The A/B test has been going on for 1 month and test.com is now waiting for you to analyze the results of this A/B test. The ultimate success criterion for test.com is Purchase. Therefore, the focus should be on the Purchase metric for statistical testing.

### Dataset Story

📌 In this data set, which includes the website information of a company, there is information such as the number of advertisements that users see and click, as well as earnings information from here. There are two separate data sets, the control and test groups. These datasets are in separate sheets of the ab_testing.xlsx excel.
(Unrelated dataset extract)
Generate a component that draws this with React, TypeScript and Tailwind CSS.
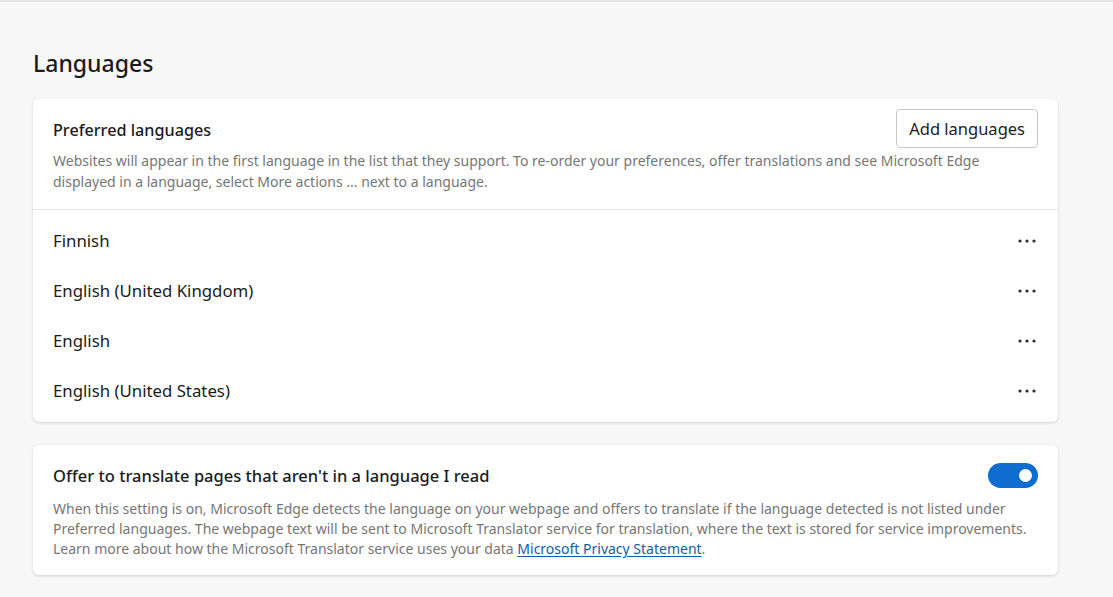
import React from "react";

const font = { fontFamily: '"Segoe UI", "Noto Sans", "Open Sans", sans-serif' };

function Dots() {
  return (
    <svg width="18" height="4" viewBox="0 0 18 4" className="block">
      <circle cx="2" cy="2" r="1.6" fill="#2b2b2b" />
      <circle cx="9" cy="2" r="1.6" fill="#2b2b2b" />
      <circle cx="16" cy="2" r="1.6" fill="#2b2b2b" />
    </svg>
  );
}

export default function App() {
  const langs = ["Finnish", "English (United Kingdom)", "English", "English (United States)"];
  return (
    <div className="w-[1113px] h-[597px] bg-[#f7f7f7] border-t-2 border-[#e5e5e5] overflow-hidden text-[#1b1b1b]" style={font}>
      <div className="pl-[33px] w-[1058px]">
        <h1 className="mt-[45px] text-[23px] leading-[32px] font-medium text-[#1b1b1b]">Languages</h1>
        <div className="mt-[20px] bg-white rounded-[6px] shadow-[0_1px_3px_rgba(0,0,0,0.16)]">
          <div className="flex justify-between pl-[20px] pr-[20px] pt-[10px] pb-[17px] border-b border-[#e6e6e6]">
            <div>
              <div className="mt-[9px] text-[16.2px] leading-[24px] font-medium">Preferred languages</div>
              <div className="mt-[8px] text-[14px] leading-[21px] text-[#767676] w-[940px]">
                Websites will appear in the first language in the list that they support. To re-order your preferences, offer translations and see Microsoft Edge displayed in a language, select More actions ... next to a language.
              </div>
            </div>
            <div className="shrink-0 -ml-[120px]">
              <button className="h-[39px] px-[12px] border border-[#c8c8c8] rounded-[4px] bg-white text-[16.5px] leading-[24px] text-[#1b1b1b]">Add languages</button>
            </div>
          </div>
          <div className="py-[6px]">
            {langs.map((l) => (
              <div key={l} className="flex items-center justify-between h-[50px] pl-[20px] pr-[22px]">
                <span className="text-[16.8px]">{l}</span>
                <Dots />
              </div>
            ))}
          </div>
        </div>
        <div className="mt-[23px] bg-white rounded-[6px] shadow-[0_1px_3px_rgba(0,0,0,0.16)] pl-[20px] pr-[20px] pt-[18px] pb-[16px]">
          <div className="flex items-center justify-between">
            <span className="text-[16.5px] leading-[24px] font-medium">Offer to translate pages that aren't in a language I read</span>
            <div className="w-[50px] h-[25px] rounded-full bg-[#0f6cd1] flex items-center justify-end pr-[6px]">
              <div className="w-[13px] h-[13px] rounded-full bg-white" />
            </div>
          </div>
          <div className="mt-[11px] text-[14px] leading-[20px] text-[#767676]">
            When this setting is on, Microsoft Edge detects the language on your webpage and offers to translate if the language detected is not listed under Preferred languages. The webpage text will be sent to Microsoft Translator service for translation, where the text is stored for service improvements. Learn more about how the Microsoft Translator service uses your data{" "}
            <a className="text-[#115ea3] underline underline-offset-2">Microsoft Privacy Statement</a>.
          </div>
        </div>
      </div>
    </div>
  );
}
Maximum Bidding was applied to the control group and Average Bidding was applied to the test group.

## Preparing and Analyzing Data

In [1]:
import numpy as np
import pandas as pd
pd.set_option("display.max_columns",None)
pd.set_option("display.expand_frame_repr",False)
pd.set_option("display.float_format",lambda x: '%.5f' % x)

dataframe_control = pd.read_excel("/content/drive/MyDrive/Colab Notebooks/datasets/ab_testing.xlsx",sheet_name="Control Group")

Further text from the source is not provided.